Gottlieb's career as a jazz photographer was largely limited to a decade spent as a jazz writer and editor in the 1940s. But his photographs—a tragic 1947 portrait of Holiday; an impossibly young Miles Davis in the studio with Parker; Thelonious Monk, shot from below, at the piano—remain among the most recognizable and frequently reproduced images in the history of jazz.
Born in Brooklyn, Gottlieb became a jazz fan while attending Lehigh University. After graduating, he went to work at the Washington Post, where he wrote a weekly jazz column; he began photographing musicians because the newspaper could not afford to send a photographer to accompany him to performances.
After serving in World War II, Gottlieb moved to New York and joined the staff of Down Beat magazine as an assistant editor; he continued to take photographs, many of which appeared on the cover of the magazine, but still wasn't paid for his efforts. He also wrote and took photographs as a freelancer for Record Changer, Saturday Review, and other publications.
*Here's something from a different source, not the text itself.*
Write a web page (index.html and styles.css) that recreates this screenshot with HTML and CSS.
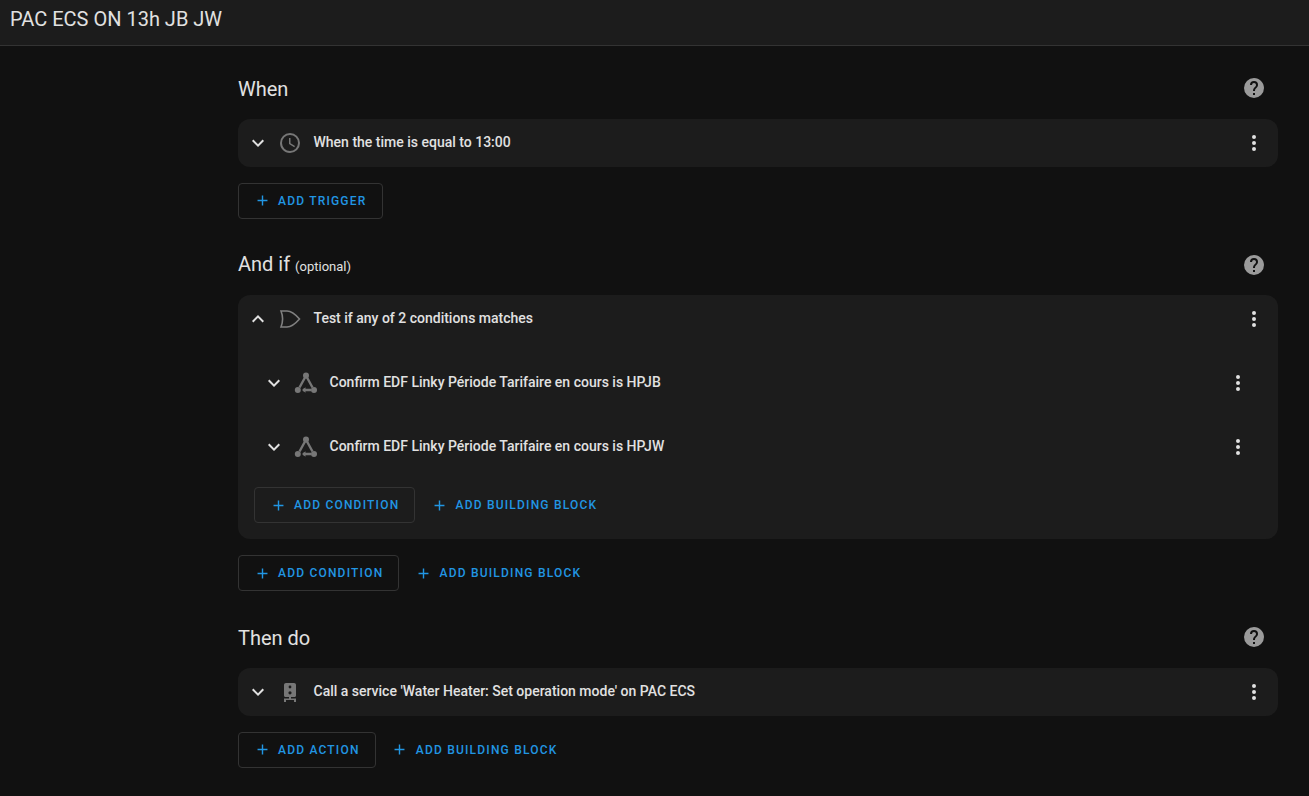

Gottlieb left Down Beat in the late 1940s, and had a long career as a producer of educational filmstrips. In 1979, after his retirement, he published The Golden Age of Jazz, a collection of his photos.
According to the Library of Congress, which has acquired all of Gottlieb's 1,700 photographs, his work has appeared on hundreds of album covers and on posters, postcards, calendars, and T-shirts, as well as in the press. The U.S. Postal Service used Gottlieb's images of Holliday, Parker, Mildred Bailey, and Jimmy Rushing for a series of stamps honoring jazz greats.